Hundreds of people gathered in a park downtown after the shooting at Umpqua Community College for the official community vigil, where they listened to the national anthem, signed a memorial book, held hands and listened to the governor speak.
Meanwhile, a much more private vigil was still in process a few miles down the road, in a small building at the county fairgrounds, where families of missing UCC students had gathered to await final confirmation about who had survived and who had died. A few dozen people remained inside the building with FBI agents and local investigators late into the evening. A sign near the exit of the building provided directions to another building nearby: “Grief counselors this way,” it read.
“It’s agonizing to be here and just wait,” said Sarah Cobb, 17, a UCC student who had survived the shooting by ducking under her desk but was still waiting to hear about some of her classmates and friends. “The longer people sit in there, the more they know it is going to be bad. But you’re just praying and hoping that it’s not.”
Every UCC student was evacuated to the fairgrounds to meet their families, and in the first hours after the shooting the buses unloaded to a parade of grateful reunions. Each student was processed through three stations: for food and water in the administrative building, for police interviews in an adjacent building and then for counseling in a place called the Floral Center.
Then by early afternoon the procession slowed, and the last bus arrived a little after 3:30 p.m.
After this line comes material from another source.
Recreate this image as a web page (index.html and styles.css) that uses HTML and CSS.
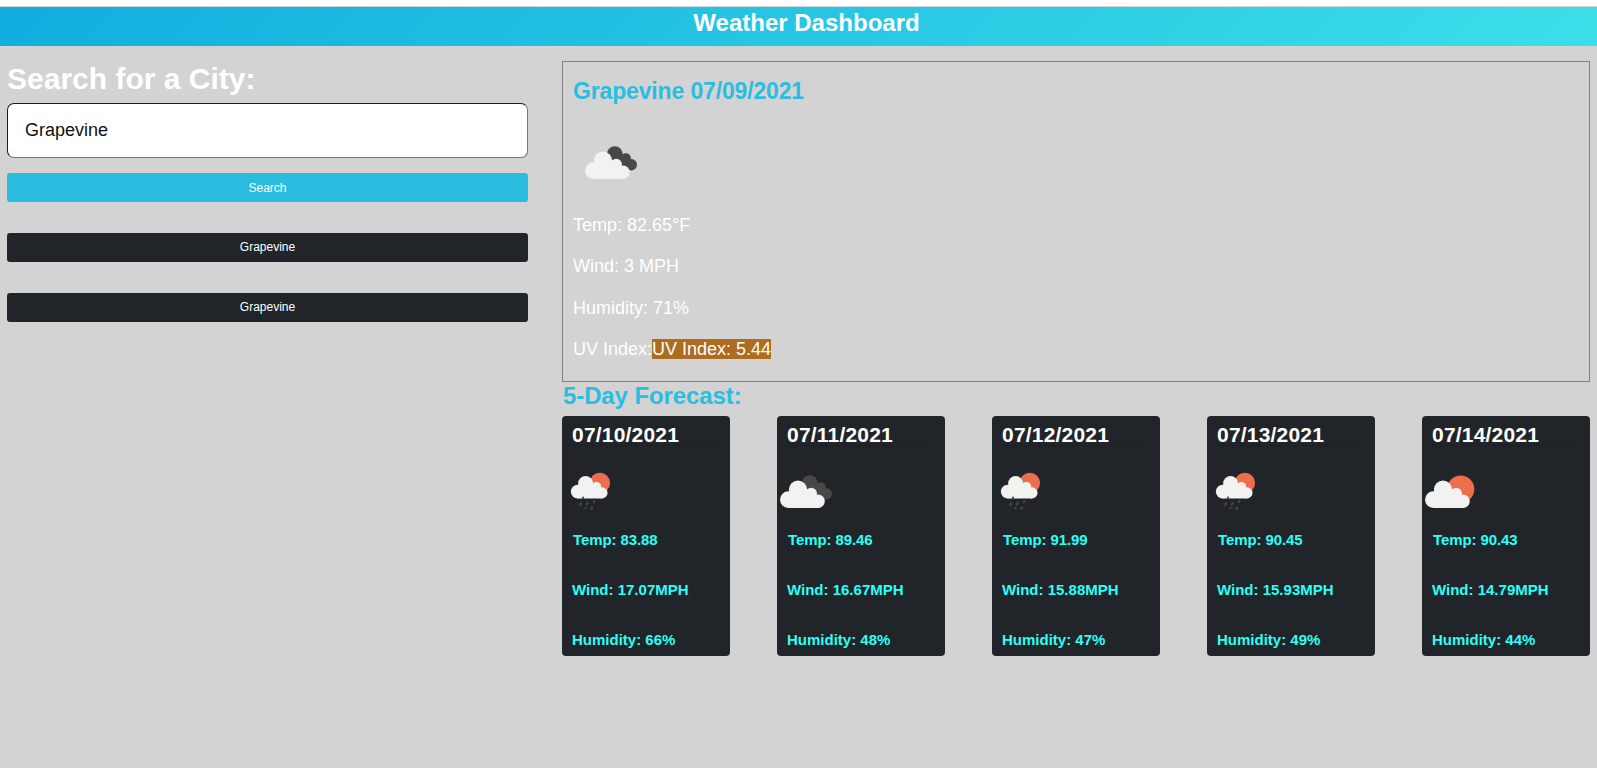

Families still at the fairgrounds were told to wait for more information. A chaplain led the group in a prayer. A UCC official said it would be hours before the school could account for everyone.
“When they made that announcement, that’s when it got really hard and overwhelming,” said Lonnie Wibberding, a pastor at Turning Point Adventist Church who came to the fairgrounds to provide counseling for grieving families. “There were probably 60 or 70 people still waiting. Some were panicked. Some were hugging. It was pretty much just total shock.”
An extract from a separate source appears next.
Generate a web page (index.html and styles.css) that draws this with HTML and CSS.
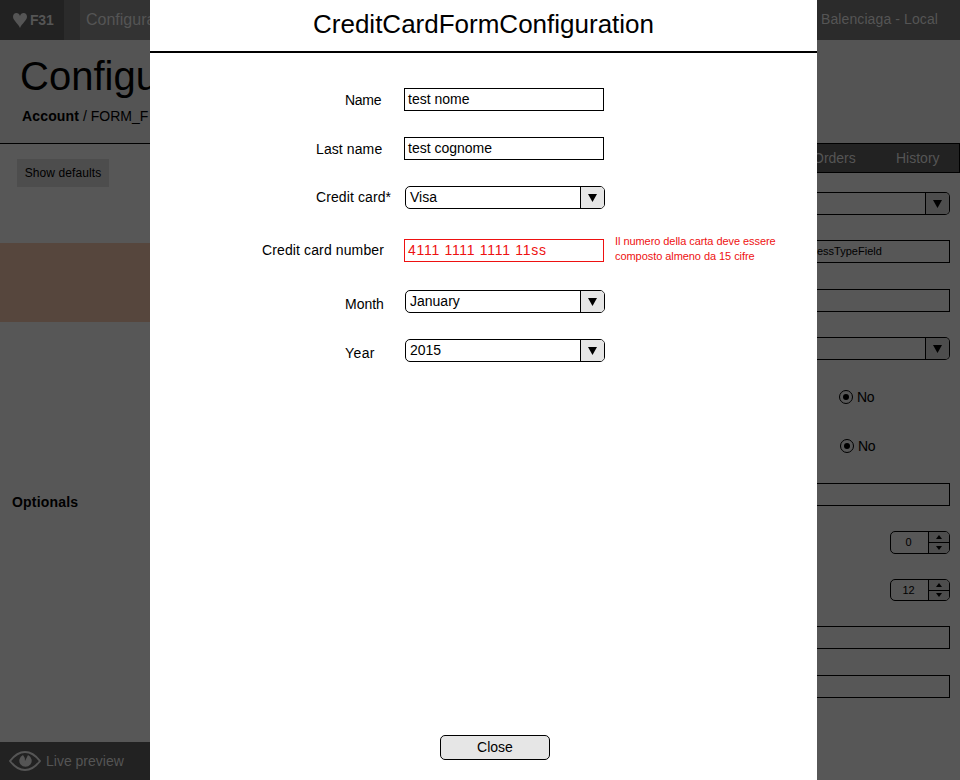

Cobb, the survivor, had been settling into her fourth day of college when she heard a series of loud pops coming from the classroom next door in Snyder Hall. She had been in Writing 121, and the shooting was unfolding through a shared wall in Writing 115. She heard a series of pops and screams and then bolted up from her desk. “I grew up hunting, so by then I knew what it was,” she said.
She ran from the building, boarded an evacuation bus to the fairgrounds and spent hours on site helping grieving family members write down addresses and names of their missing relatives so law enforcement would have a list.
“I didn’t feel like I could leave when they were all still there,” Cobb said, so she stayed through lunch, and then through dinner, and then through the start of the downtown vigil she had been expecting to attend.
It was a vigil for a tragedy that wasn’t over, and it became a place of both grief and uncertainty.
A few hundred people walked in the dark holding lit candles, asking about friends and classmates they hadn’t yet seen. A bugler played taps. Another chaplain said a prayer.
“We don’t know why this happened,” said Oregon Gov. Kate Brown. “We don’t have even the most basic answers yet,” echoed a local state senator.